Plaintiff's counsel present detailed records of the number of hours dedicated to each task. See Decl. of Beth Creighton Ex. A. Altogether, counsel and paralegals at Creighton & Rose spent 144.6 hours on this action, including investigations, discovery, drafting the complaints, opposing the motion to dismiss, and drafting the motion for default judgment. See id. at 1-14. Having reviewed these records, the Court finds that the hours that Ms. Lemke's attorneys expended on this action are reasonable.

4. Total Attorneys' Fees

The following chart sets out the reasonable fees for Ms. Lemke's counsel:

Name Hours Rate Fees Michael Rose 29.7 $450 $16, 360 Beth Creighton 40.9 $400 $666.50 Laura Fine Moro 10 $335 $13, 365 Gail Stevens 3.1 $215 $3, 350 Carole Delogu-Clark 28.8 $120 $3, 456 Sydney Boling 32.1 $120 $3, 852

Altogether, Ms. Lemke's counsel are entitled to $41, 049.50 in attorneys' fees.

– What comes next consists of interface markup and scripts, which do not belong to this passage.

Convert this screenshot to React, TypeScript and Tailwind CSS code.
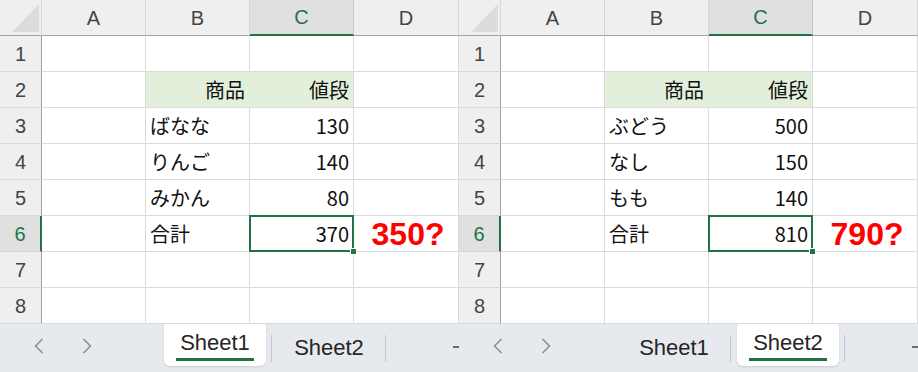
import React from "react";

type SheetProps = {
	items: [string, string][];
	total: string;
	note: string;
	active: number;
};

const font = { fontFamily: '"Noto Sans CJK JP", "Noto Sans", sans-serif' };
const headFont = { fontFamily: '"Liberation Sans", Arial, sans-serif' };

const COLS = ["A", "B", "C", "D"];

function ColHeader({ label }: { label: string }) {
	const sel = label === "C";
	return (
		<div
			style={headFont}
			className={
				sel
					? "flex h-[36px] items-center justify-center border-r border-b-2 border-r-[#c9c9c9] border-b-[#217346] bg-[#e0e0e0] text-[20px] text-[#217346]"
					: "flex h-[36px] items-center justify-center border-r border-b border-r-[#d6d6d6] border-b-[#a3a3a3] bg-[#efefef] text-[20px] text-[#444]"
			}
		>
			{label}
		</div>
	);
}

function RowHeader({ n }: { n: number }) {
	const sel = n === 6;
	return (
		<div
			style={headFont}
			className={
				sel
					? "flex h-[36px] items-center justify-center border-b border-r-2 border-b-[#d4d4d4] border-r-[#217346] bg-[#e0e0e0] text-[20px] text-[#217346]"
					: "flex h-[36px] items-center justify-center border-b border-r border-b-[#d9d9d9] border-r-[#a3a3a3] bg-[#efefef] text-[20px] text-[#444]"
			}
		>
			{n}
		</div>
	);
}

function Cell({
	children,
	right,
	fill,
	noRight,
	selected,
}: {
	children?: React.ReactNode;
	right?: boolean;
	fill?: boolean;
	noRight?: boolean;
	selected?: boolean;
}) {
	return (
		<div
			style={font}
			className={[
				"relative flex h-[36px] items-center border-b border-r border-b-[#dadada] px-[4px] text-[20px] text-[#111]",
				right ? "justify-end" : "justify-start",
				fill ? "bg-[#e2efda]" : "bg-white",
				noRight ? "border-r-[#e2efda]" : "border-r-[#dadada]",
			].join(" ")}
		>
			{selected && (
				<div className="absolute -inset-px z-10 border-2 border-[#217346]">
					<div className="absolute -right-[5px] -bottom-[5px] h-[7px] w-[7px] border border-white bg-[#217346]" />
				</div>
			)}
			<span className="relative z-20">{children}</span>
		</div>
	);
}

function Chevron({ dir }: { dir: "l" | "r" }) {
	return (
		<svg width="10" height="16" viewBox="0 0 10 16" className="mt-[14px]">
			<path
				d={dir === "l" ? "M8.5 1 L1.5 8 L8.5 15" : "M1.5 1 L8.5 8 L1.5 15"}
				fill="none"
				stroke="#8c8c8c"
				strokeWidth="1.5"
			/>
		</svg>
	);
}

function Tab({ label, active }: { label: string; active: boolean }) {
	return (
		<div
			style={headFont}
			className={
				active
					? "flex h-[42px] w-[102px] flex-col items-center rounded-b-[6px] rounded-t-[3px] bg-white pt-[8px] text-[22px] leading-none text-[#262626] shadow-[0_1px_2px_rgba(0,0,0,0.12)]"
					: "flex h-[42px] w-[102px] flex-col items-center pt-[13px] text-[22px] leading-none text-[#262626]"
			}
		>
			<span>{label}</span>
			{active && <div className="mt-[4px] h-[3px] w-[78px] bg-[#217346]" />}
		</div>
	);
}

function Sheet({ items, total, note, active }: SheetProps) {
	const rows: React.ReactNode[] = [];
	for (let r = 1; r <= 8; r++) {
		rows.push(<RowHeader key={`h${r}`} n={r} />);
		if (r === 2) {
			rows.push(<Cell key="a2" />);
			rows.push(
				<Cell key="b2" right fill noRight>
					商品
				</Cell>,
			);
			rows.push(
				<Cell key="c2" right fill>
					値段
				</Cell>,
			);
			rows.push(<Cell key="d2" />);
		} else if (r >= 3 && r <= 5) {
			const [name, price] = items[r - 3];
			rows.push(<Cell key={`a${r}`} />);
			rows.push(<Cell key={`b${r}`}>{name}</Cell>);
			rows.push(
				<Cell key={`c${r}`} right>
					{price}
				</Cell>,
			);
			rows.push(<Cell key={`d${r}`} />);
		} else if (r === 6) {
			rows.push(<Cell key="a6" />);
			rows.push(<Cell key="b6">合計</Cell>);
			rows.push(
				<Cell key="c6" right selected>
					{total}
				</Cell>,
			);
			rows.push(
				<div
					key="d6"
					style={headFont}
					className="flex h-[36px] items-center justify-center border-b border-r border-[#dadada] bg-white pl-[4px] text-[32px] leading-none font-bold text-[#ff0000]"
				>
					{note}
				</div>,
			);
		} else {
			COLS.forEach((c) => rows.push(<Cell key={`${c}${r}`} />));
		}
	}

	return (
		<div className="flex h-[372px] w-[459px] shrink-0 flex-col overflow-hidden">
			<div className="grid grid-cols-[42px_104px_104px_104px_105px]">
				<div className="relative h-[36px] border-r border-b border-r-[#d6d6d6] border-b-[#a3a3a3] bg-[#efefef]">
					<svg width="42" height="36" className="absolute inset-0">
						<polygon points="12,32 39,32 39,4" fill="#dcdcdc" />
					</svg>
				</div>
				{COLS.map((c) => (
					<ColHeader key={c} label={c} />
				))}
				{rows}
			</div>
			<div className="flex h-[48px] w-max items-start bg-[#e6e9ed]">
				<div className="ml-[34px] shrink-0">
					<Chevron dir="l" />
				</div>
				<div className="ml-[38px] shrink-0">
					<Chevron dir="r" />
				</div>
				<div className="ml-[72px] shrink-0">
					<Tab label="Sheet1" active={active === 0} />
				</div>
				<div className="mt-[11px] ml-[5px] h-[27px] w-px shrink-0 bg-[#c4c7cb]" />
				<div className="ml-[6px] shrink-0">
					<Tab label="Sheet2" active={active === 1} />
				</div>
				<div className="mt-[11px] ml-[5px] h-[27px] w-px shrink-0 bg-[#c4c7cb]" />
				<svg width="20" height="20" viewBox="0 0 20 20" className="mt-[13px] ml-[67px] shrink-0">
					<path d="M0 10 H20 M10 0 V20" stroke="#444" strokeWidth="1.6" />
				</svg>
			</div>
		</div>
	);
}

export default function App() {
	return (
		<div className="flex h-[372px] w-[918px] overflow-hidden bg-white">
			<Sheet
				items={[
					["ばなな", "130"],
					["りんご", "140"],
					["みかん", "80"],
				]}
				total="370"
				note="350?"
				active={0}
			/>
			<Sheet
				items={[
					["ぶどう", "500"],
					["なし", "150"],
					["もも", "140"],
				]}
				total="810"
				note="790?"
				active={1}
			/>
		</div>
	);
}
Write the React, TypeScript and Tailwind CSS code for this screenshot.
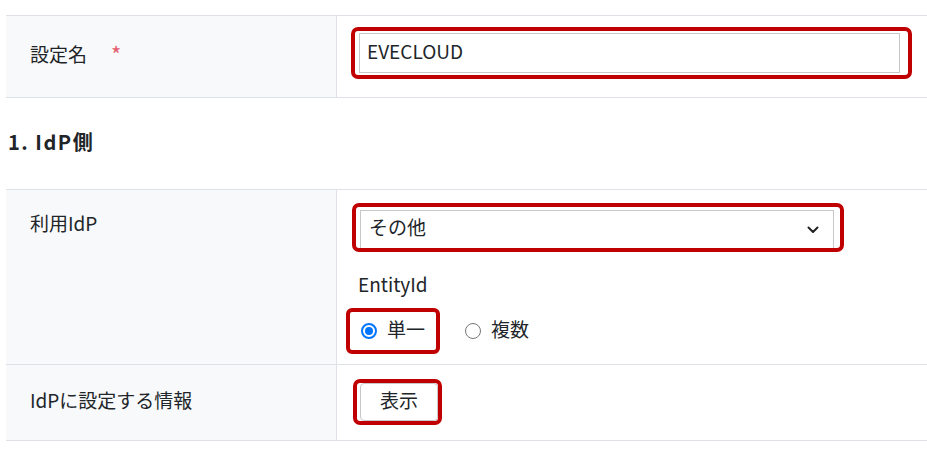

B. Litigation Expenses and Costs

In addition to attorneys' fees, Ms. Lemke seeks to recover litigation expenses and costs. Out-of-pocket expenses and costs billed to a fee-paying client are normally compensable under 42 U.S.C. § 1988. Chalmers v. City of Los Angeles , 796 F.2d 1205, 1216 n.7 (9th Cir. 1986).

Ms. Lemke claims $814.81 in out-of-pocket expenses. Mot. at 13. She attaches documentation reflecting that those expenses were incurred in the normal course of litigation, such as searching for and photocopying documents. See Creighton Decl. Ex. B; id. ¶ 29. The Court finds that these litigation expenses and costs are reasonable. Therefore, under 42 U.S.C. § 1988, Ms. Lemke is entitled to $814.81 in reimbursed litigation expenses and costs.


For the reasons explained above, the Court GRANTS the Motion for Attorneys' Fees Against Defendant Mark John Walker. Defendant Walker is liable for a total of $41, 049.50 in attorneys' fees and $814.81 in costs.

Plaintiff Shelley Lemke is ordered to file a proposed final judgment on or before September 2, 2014. The final judgment should reflect the disposition of the case against Defendant United States, the default judgment against Defendant Walker, and the award of attorneys' fees and costs.

The Clerk shall serve this minute order on the parties.